[GIVEN DATA start]

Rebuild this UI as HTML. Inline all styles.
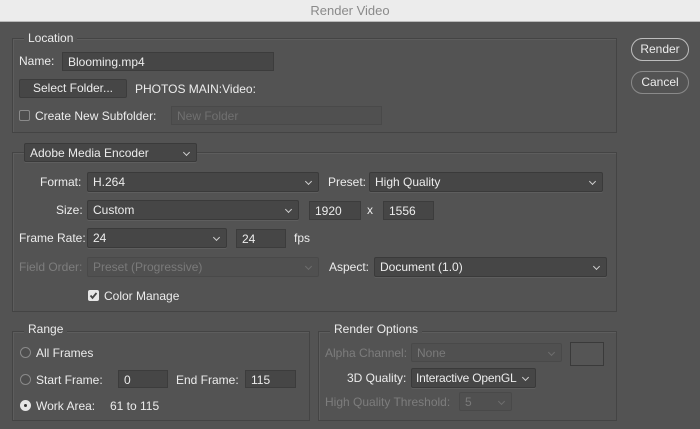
<!DOCTYPE html>
<html><head><style>
*{box-sizing:border-box;margin:0;padding:0}
body{width:700px;height:429px;background:#535353;font-family:"Liberation Sans",sans-serif;font-size:12px;color:#ececec;position:relative;overflow:hidden}
.a{position:absolute;white-space:nowrap}
.t{position:absolute;white-space:nowrap;line-height:14px}
.dim{color:#7d7d7d}
.in{position:absolute;background:#464646;border:1px solid #3c3c3c;line-height:18px;padding-left:5px;white-space:nowrap}
.sel{position:absolute;background:#464646;border:1px solid #3a3a3a;border-radius:2px;line-height:18px;padding-left:5px;white-space:nowrap;box-shadow:0 1px 0 #5e5e5e}
.sel:after{content:"";position:absolute;right:7px;top:6px;width:4px;height:4px;border-right:1px solid #cfcfcf;border-bottom:1px solid #cfcfcf;transform:rotate(45deg)}
.sel.d{background:#505050;border-color:#494949;color:#7a7a7a;box-shadow:none}
.sel.d:after{border-color:#6e6e6e}
.in.d{background:#505050;border-color:#494949;color:#707070}
.grp{position:absolute;border:1px solid #444;box-shadow:1px 1px 0 #5d5d5d inset}
.gl{position:absolute;background:#535353;padding:0 4px;line-height:14px}
.rb{position:absolute;width:11px;height:11px;border:1px solid #8a8a8a;border-radius:50%;background:#4e4e4e}
.btn{position:absolute;border:1px solid #bdbdbd;border-radius:12px;text-align:center;line-height:21px;font-size:12px}
</style></head><body>
<div class="a" style="left:0;top:0;width:700px;height:22px;background:#ececec;border-bottom:1px solid #b8b8b8;text-align:center;line-height:22px;color:#8a8a8a;font-size:13px">Render Video</div>

<div class="grp" style="left:12px;top:38px;width:605px;height:95px"></div>
<div class="gl" style="left:24px;top:31px">Location</div>
<div class="t" style="left:19px;top:54px">Name:</div>
<div class="in" style="left:62px;top:52px;width:212px;height:19px">Blooming.mp4</div>
<div class="a" style="left:19px;top:79px;width:108px;height:19px;background:#464646;border:1px solid #3c3c3c;border-radius:2px;text-align:center;line-height:17px">Select Folder...</div>
<div class="t" style="left:135px;top:82px">PHOTOS MAIN:Video:</div>
<div class="a" style="left:19px;top:110px;width:11px;height:11px;border:1px solid #8a8a8a;border-radius:2px;background:#4e4e4e"></div>
<div class="t" style="left:35px;top:109px">Create New Subfolder:</div>
<div class="in d" style="left:171px;top:106px;width:211px;height:19px">New Folder</div>

<div class="grp" style="left:12px;top:152px;width:605px;height:160px"></div>
<div class="sel" style="left:24px;top:143px;width:173px;height:19px">Adobe Media Encoder</div>
<div class="t" style="left:40px;top:175px">Format:</div>
<div class="sel" style="left:87px;top:172px;width:232px;height:20px">H.264</div>
<div class="t" style="left:328px;top:175px">Preset:</div>
<div class="sel" style="left:369px;top:172px;width:234px;height:20px">High Quality</div>
<div class="t" style="left:56px;top:203px">Size:</div>
<div class="sel" style="left:87px;top:200px;width:212px;height:20px">Custom</div>
<div class="in" style="left:309px;top:201px;width:52px;height:19px">1920</div>
<div class="t" style="left:367px;top:203px">x</div>
<div class="in" style="left:383px;top:201px;width:51px;height:19px">1556</div>
<div class="t" style="left:19px;top:231px">Frame Rate:</div>
<div class="sel" style="left:87px;top:228px;width:140px;height:20px">24</div>
<div class="in" style="left:236px;top:229px;width:50px;height:19px">24</div>
<div class="t" style="left:294px;top:231px">fps</div>
<div class="t dim" style="left:19px;top:260px">Field Order:</div>
<div class="sel d" style="left:87px;top:257px;width:232px;height:20px">Preset (Progressive)</div>
<div class="t" style="left:329px;top:260px">Aspect:</div>
<div class="sel" style="left:374px;top:257px;width:233px;height:20px">Document (1.0)</div>
<div class="a" style="left:88px;top:290px;width:11px;height:11px;background:#e6e6e6;border-radius:2px"><svg width="11" height="11" style="position:absolute;left:0;top:0"><path d="M2.5 5.5 L4.5 7.8 L8.5 3" stroke="#444" stroke-width="1.8" fill="none"/></svg></div>
<div class="t" style="left:104px;top:289px">Color Manage</div>

<div class="grp" style="left:12px;top:331px;width:298px;height:90px"></div>
<div class="gl" style="left:24px;top:322px">Range</div>
<div class="rb" style="left:20px;top:347px"></div><div class="t" style="left:36px;top:346px">All Frames</div>
<div class="rb" style="left:20px;top:374px"></div><div class="t" style="left:36px;top:373px">Start Frame:</div>
<div class="in" style="left:118px;top:370px;width:50px;height:18px">0</div>
<div class="t" style="left:176px;top:373px">End Frame:</div>
<div class="in" style="left:245px;top:370px;width:51px;height:18px">115</div>
<div class="rb" style="left:20px;top:400px;background:#e6e6e6;border-color:#e6e6e6"><div style="position:absolute;left:3px;top:3px;width:3px;height:3px;border-radius:50%;background:#333"></div></div>
<div class="t" style="left:36px;top:399px">Work Area:</div>
<div class="t" style="left:110px;top:399px">61 to 115</div>

<div class="grp" style="left:318px;top:331px;width:299px;height:90px"></div>
<div class="gl" style="left:330px;top:322px">Render Options</div>
<div class="t dim" style="left:325px;top:346px">Alpha Channel:</div>
<div class="sel d" style="left:411px;top:343px;width:151px;height:19px">None</div>
<div class="a" style="left:570px;top:342px;width:34px;height:24px;border:1px solid #3a3a3a;background:#555"></div>
<div class="t" style="left:347px;top:371px">3D Quality:</div>
<div class="sel" style="left:411px;top:368px;width:125px;height:20px;padding-left:4px;letter-spacing:-0.2px">Interactive OpenGL</div>
<div class="t dim" style="left:325px;top:395px">High Quality Threshold:</div>
<div class="sel d" style="left:459px;top:392px;width:53px;height:19px">5</div>

<div class="btn" style="left:631px;top:38px;width:58px;height:23px">Render</div>
<div class="btn" style="left:631px;top:71px;width:58px;height:23px;border-color:#8a8a8a">Cancel</div>
</body></html>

[GIVEN DATA end]

= WRITTEN TASK =
With the pictures left out, transcribe the material exactly.

= WRITTEN ANSWER =
Rebuild this UI as HTML. Inline all styles.
<!DOCTYPE html>
<html><head><style>
*{box-sizing:border-box;margin:0;padding:0}
body{width:700px;height:429px;background:#535353;font-family:"Liberation Sans",sans-serif;font-size:12px;color:#ececec;position:relative;overflow:hidden}
.a{position:absolute;white-space:nowrap}
.t{position:absolute;white-space:nowrap;line-height:14px}
.dim{color:#7d7d7d}
.in{position:absolute;background:#464646;border:1px solid #3c3c3c;line-height:18px;padding-left:5px;white-space:nowrap}
.sel{position:absolute;background:#464646;border:1px solid #3a3a3a;border-radius:2px;line-height:18px;padding-left:5px;white-space:nowrap;box-shadow:0 1px 0 #5e5e5e}
.sel:after{content:"";position:absolute;right:7px;top:6px;width:4px;height:4px;border-right:1px solid #cfcfcf;border-bottom:1px solid #cfcfcf;transform:rotate(45deg)}
.sel.d{background:#505050;border-color:#494949;color:#7a7a7a;box-shadow:none}
.sel.d:after{border-color:#6e6e6e}
.in.d{background:#505050;border-color:#494949;color:#707070}
.grp{position:absolute;border:1px solid #444;box-shadow:1px 1px 0 #5d5d5d inset}
.gl{position:absolute;background:#535353;padding:0 4px;line-height:14px}
.rb{position:absolute;width:11px;height:11px;border:1px solid #8a8a8a;border-radius:50%;background:#4e4e4e}
.btn{position:absolute;border:1px solid #bdbdbd;border-radius:12px;text-align:center;line-height:21px;font-size:12px}
</style></head><body>
<div class="a" style="left:0;top:0;width:700px;height:22px;background:#ececec;border-bottom:1px solid #b8b8b8;text-align:center;line-height:22px;color:#8a8a8a;font-size:13px">Render Video</div>

<div class="grp" style="left:12px;top:38px;width:605px;height:95px"></div>
<div class="gl" style="left:24px;top:31px">Location</div>
<div class="t" style="left:19px;top:54px">Name:</div>
<div class="in" style="left:62px;top:52px;width:212px;height:19px">Blooming.mp4</div>
<div class="a" style="left:19px;top:79px;width:108px;height:19px;background:#464646;border:1px solid #3c3c3c;border-radius:2px;text-align:center;line-height:17px">Select Folder...</div>
<div class="t" style="left:135px;top:82px">PHOTOS MAIN:Video:</div>
<div class="a" style="left:19px;top:110px;width:11px;height:11px;border:1px solid #8a8a8a;border-radius:2px;background:#4e4e4e"></div>
<div class="t" style="left:35px;top:109px">Create New Subfolder:</div>
<div class="in d" style="left:171px;top:106px;width:211px;height:19px">New Folder</div>

<div class="grp" style="left:12px;top:152px;width:605px;height:160px"></div>
<div class="sel" style="left:24px;top:143px;width:173px;height:19px">Adobe Media Encoder</div>
<div class="t" style="left:40px;top:175px">Format:</div>
<div class="sel" style="left:87px;top:172px;width:232px;height:20px">H.264</div>
<div class="t" style="left:328px;top:175px">Preset:</div>
<div class="sel" style="left:369px;top:172px;width:234px;height:20px">High Quality</div>
<div class="t" style="left:56px;top:203px">Size:</div>
<div class="sel" style="left:87px;top:200px;width:212px;height:20px">Custom</div>
<div class="in" style="left:309px;top:201px;width:52px;height:19px">1920</div>
<div class="t" style="left:367px;top:203px">x</div>
<div class="in" style="left:383px;top:201px;width:51px;height:19px">1556</div>
<div class="t" style="left:19px;top:231px">Frame Rate:</div>
<div class="sel" style="left:87px;top:228px;width:140px;height:20px">24</div>
<div class="in" style="left:236px;top:229px;width:50px;height:19px">24</div>
<div class="t" style="left:294px;top:231px">fps</div>
<div class="t dim" style="left:19px;top:260px">Field Order:</div>
<div class="sel d" style="left:87px;top:257px;width:232px;height:20px">Preset (Progressive)</div>
<div class="t" style="left:329px;top:260px">Aspect:</div>
<div class="sel" style="left:374px;top:257px;width:233px;height:20px">Document (1.0)</div>
<div class="a" style="left:88px;top:290px;width:11px;height:11px;background:#e6e6e6;border-radius:2px"><svg width="11" height="11" style="position:absolute;left:0;top:0"><path d="M2.5 5.5 L4.5 7.8 L8.5 3" stroke="#444" stroke-width="1.8" fill="none"/></svg></div>
<div class="t" style="left:104px;top:289px">Color Manage</div>

<div class="grp" style="left:12px;top:331px;width:298px;height:90px"></div>
<div class="gl" style="left:24px;top:322px">Range</div>
<div class="rb" style="left:20px;top:347px"></div><div class="t" style="left:36px;top:346px">All Frames</div>
<div class="rb" style="left:20px;top:374px"></div><div class="t" style="left:36px;top:373px">Start Frame:</div>
<div class="in" style="left:118px;top:370px;width:50px;height:18px">0</div>
<div class="t" style="left:176px;top:373px">End Frame:</div>
<div class="in" style="left:245px;top:370px;width:51px;height:18px">115</div>
<div class="rb" style="left:20px;top:400px;background:#e6e6e6;border-color:#e6e6e6"><div style="position:absolute;left:3px;top:3px;width:3px;height:3px;border-radius:50%;background:#333"></div></div>
<div class="t" style="left:36px;top:399px">Work Area:</div>
<div class="t" style="left:110px;top:399px">61 to 115</div>

<div class="grp" style="left:318px;top:331px;width:299px;height:90px"></div>
<div class="gl" style="left:330px;top:322px">Render Options</div>
<div class="t dim" style="left:325px;top:346px">Alpha Channel:</div>
<div class="sel d" style="left:411px;top:343px;width:151px;height:19px">None</div>
<div class="a" style="left:570px;top:342px;width:34px;height:24px;border:1px solid #3a3a3a;background:#555"></div>
<div class="t" style="left:347px;top:371px">3D Quality:</div>
<div class="sel" style="left:411px;top:368px;width:125px;height:20px;padding-left:4px;letter-spacing:-0.2px">Interactive OpenGL</div>
<div class="t dim" style="left:325px;top:395px">High Quality Threshold:</div>
<div class="sel d" style="left:459px;top:392px;width:53px;height:19px">5</div>

<div class="btn" style="left:631px;top:38px;width:58px;height:23px">Render</div>
<div class="btn" style="left:631px;top:71px;width:58px;height:23px;border-color:#8a8a8a">Cancel</div>
</body></html>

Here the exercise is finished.